▶ **Goal of the exercise**: Return the lines where the word "this" occurs.

(Data items)
--------
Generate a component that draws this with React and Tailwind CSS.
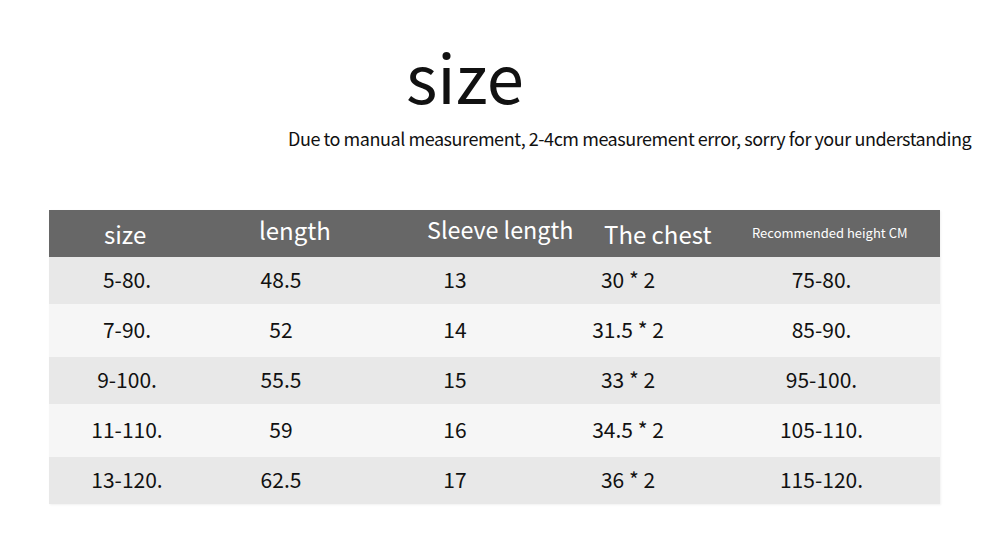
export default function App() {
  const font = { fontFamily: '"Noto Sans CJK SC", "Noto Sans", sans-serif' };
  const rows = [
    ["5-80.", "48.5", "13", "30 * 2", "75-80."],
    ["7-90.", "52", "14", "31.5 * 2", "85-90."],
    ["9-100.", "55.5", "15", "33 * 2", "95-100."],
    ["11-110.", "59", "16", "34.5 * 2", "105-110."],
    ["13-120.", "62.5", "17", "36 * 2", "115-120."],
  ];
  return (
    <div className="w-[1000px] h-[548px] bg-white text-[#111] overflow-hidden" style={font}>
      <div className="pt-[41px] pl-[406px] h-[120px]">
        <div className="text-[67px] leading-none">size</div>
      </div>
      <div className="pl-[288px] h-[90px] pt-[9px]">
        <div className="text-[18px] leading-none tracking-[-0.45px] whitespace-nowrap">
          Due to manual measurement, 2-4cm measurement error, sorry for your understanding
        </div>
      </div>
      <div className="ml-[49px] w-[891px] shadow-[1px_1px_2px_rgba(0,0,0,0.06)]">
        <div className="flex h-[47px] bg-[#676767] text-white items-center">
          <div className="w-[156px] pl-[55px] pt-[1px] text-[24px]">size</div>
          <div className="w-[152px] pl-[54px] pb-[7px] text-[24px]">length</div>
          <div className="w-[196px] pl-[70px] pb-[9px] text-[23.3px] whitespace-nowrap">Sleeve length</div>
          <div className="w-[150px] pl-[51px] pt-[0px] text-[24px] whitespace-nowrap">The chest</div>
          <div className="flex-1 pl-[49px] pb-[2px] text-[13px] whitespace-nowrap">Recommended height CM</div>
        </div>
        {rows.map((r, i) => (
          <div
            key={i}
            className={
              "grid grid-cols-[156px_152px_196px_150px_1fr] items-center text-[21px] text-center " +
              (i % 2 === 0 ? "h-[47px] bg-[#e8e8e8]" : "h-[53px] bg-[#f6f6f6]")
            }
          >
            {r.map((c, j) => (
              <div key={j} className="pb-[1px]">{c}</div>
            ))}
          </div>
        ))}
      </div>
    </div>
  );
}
--------
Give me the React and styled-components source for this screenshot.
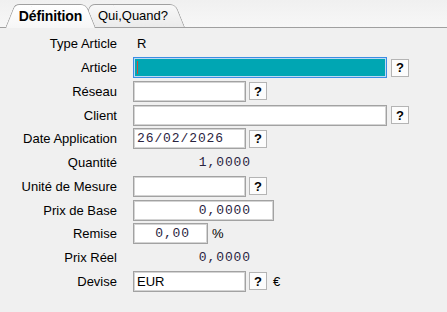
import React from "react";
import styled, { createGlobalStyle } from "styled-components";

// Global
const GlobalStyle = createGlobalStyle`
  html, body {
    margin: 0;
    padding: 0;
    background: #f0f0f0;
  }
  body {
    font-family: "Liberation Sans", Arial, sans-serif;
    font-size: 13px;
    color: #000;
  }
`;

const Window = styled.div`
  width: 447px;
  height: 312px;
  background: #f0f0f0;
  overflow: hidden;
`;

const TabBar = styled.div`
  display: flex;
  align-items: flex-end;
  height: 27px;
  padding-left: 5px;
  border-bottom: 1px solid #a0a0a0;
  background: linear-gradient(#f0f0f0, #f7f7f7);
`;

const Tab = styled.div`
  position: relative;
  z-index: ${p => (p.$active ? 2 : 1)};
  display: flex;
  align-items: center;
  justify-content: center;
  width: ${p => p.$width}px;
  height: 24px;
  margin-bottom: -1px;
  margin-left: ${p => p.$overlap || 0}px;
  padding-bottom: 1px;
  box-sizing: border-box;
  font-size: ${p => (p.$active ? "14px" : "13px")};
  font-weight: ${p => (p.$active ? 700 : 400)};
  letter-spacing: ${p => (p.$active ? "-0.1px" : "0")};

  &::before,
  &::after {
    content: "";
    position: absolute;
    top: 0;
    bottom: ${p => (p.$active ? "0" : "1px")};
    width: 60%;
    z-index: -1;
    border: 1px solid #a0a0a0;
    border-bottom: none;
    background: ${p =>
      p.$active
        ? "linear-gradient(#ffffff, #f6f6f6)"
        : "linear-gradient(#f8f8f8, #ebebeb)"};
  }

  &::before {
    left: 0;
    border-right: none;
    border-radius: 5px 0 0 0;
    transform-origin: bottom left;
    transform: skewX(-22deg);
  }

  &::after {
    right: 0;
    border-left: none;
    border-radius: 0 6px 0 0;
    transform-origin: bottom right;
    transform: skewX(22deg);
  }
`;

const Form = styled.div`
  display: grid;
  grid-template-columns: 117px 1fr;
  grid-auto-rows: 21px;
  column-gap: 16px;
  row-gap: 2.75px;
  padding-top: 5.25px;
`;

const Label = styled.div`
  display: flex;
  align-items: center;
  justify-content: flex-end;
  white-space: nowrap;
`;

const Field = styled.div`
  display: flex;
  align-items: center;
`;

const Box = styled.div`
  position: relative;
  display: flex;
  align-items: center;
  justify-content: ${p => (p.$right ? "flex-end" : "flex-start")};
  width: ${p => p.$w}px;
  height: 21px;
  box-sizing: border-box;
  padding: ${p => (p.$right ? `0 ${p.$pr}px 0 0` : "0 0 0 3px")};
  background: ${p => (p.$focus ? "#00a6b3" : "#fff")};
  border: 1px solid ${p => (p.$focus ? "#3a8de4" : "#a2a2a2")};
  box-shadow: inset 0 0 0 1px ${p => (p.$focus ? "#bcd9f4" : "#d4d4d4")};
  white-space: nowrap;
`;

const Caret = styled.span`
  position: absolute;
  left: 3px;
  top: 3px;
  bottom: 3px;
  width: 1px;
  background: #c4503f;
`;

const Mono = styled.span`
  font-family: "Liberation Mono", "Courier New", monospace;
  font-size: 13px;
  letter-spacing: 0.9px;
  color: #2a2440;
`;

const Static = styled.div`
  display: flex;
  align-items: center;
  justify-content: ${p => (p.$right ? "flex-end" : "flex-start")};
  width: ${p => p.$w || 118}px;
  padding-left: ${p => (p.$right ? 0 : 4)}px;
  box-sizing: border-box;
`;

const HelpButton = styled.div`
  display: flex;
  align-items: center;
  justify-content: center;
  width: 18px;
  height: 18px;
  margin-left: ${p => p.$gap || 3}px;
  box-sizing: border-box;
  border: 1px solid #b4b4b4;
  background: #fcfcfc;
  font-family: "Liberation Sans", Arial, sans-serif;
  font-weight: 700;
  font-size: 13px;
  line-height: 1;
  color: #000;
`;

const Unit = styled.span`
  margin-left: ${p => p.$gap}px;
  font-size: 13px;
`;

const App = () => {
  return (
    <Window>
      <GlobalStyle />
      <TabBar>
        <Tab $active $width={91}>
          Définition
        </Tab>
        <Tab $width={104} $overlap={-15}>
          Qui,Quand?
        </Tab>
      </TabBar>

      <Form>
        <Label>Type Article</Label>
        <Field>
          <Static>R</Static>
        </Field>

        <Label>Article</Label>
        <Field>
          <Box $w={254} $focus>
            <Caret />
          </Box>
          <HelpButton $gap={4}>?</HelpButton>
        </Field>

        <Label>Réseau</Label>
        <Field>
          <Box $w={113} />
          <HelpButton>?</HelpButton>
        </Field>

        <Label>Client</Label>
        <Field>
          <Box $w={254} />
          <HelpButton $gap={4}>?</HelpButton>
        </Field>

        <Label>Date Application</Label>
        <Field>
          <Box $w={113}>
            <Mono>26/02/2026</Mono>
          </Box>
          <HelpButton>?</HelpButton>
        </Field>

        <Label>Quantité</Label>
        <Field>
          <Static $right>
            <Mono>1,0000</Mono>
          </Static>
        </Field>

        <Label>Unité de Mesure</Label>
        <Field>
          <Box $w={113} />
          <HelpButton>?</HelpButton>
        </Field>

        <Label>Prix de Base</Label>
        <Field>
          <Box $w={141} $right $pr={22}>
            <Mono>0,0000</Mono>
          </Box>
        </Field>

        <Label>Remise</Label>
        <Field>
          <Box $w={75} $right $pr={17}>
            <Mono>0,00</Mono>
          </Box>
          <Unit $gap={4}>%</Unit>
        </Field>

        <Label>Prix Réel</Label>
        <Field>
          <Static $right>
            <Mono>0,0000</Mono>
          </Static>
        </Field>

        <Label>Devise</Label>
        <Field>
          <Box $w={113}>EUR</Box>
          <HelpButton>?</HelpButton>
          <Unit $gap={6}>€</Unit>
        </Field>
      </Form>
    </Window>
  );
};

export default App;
--------
▶ **Problem solution**:
Generate a component that draws this with React and Tailwind CSS.
Give me the React and styled-components source for this screenshot.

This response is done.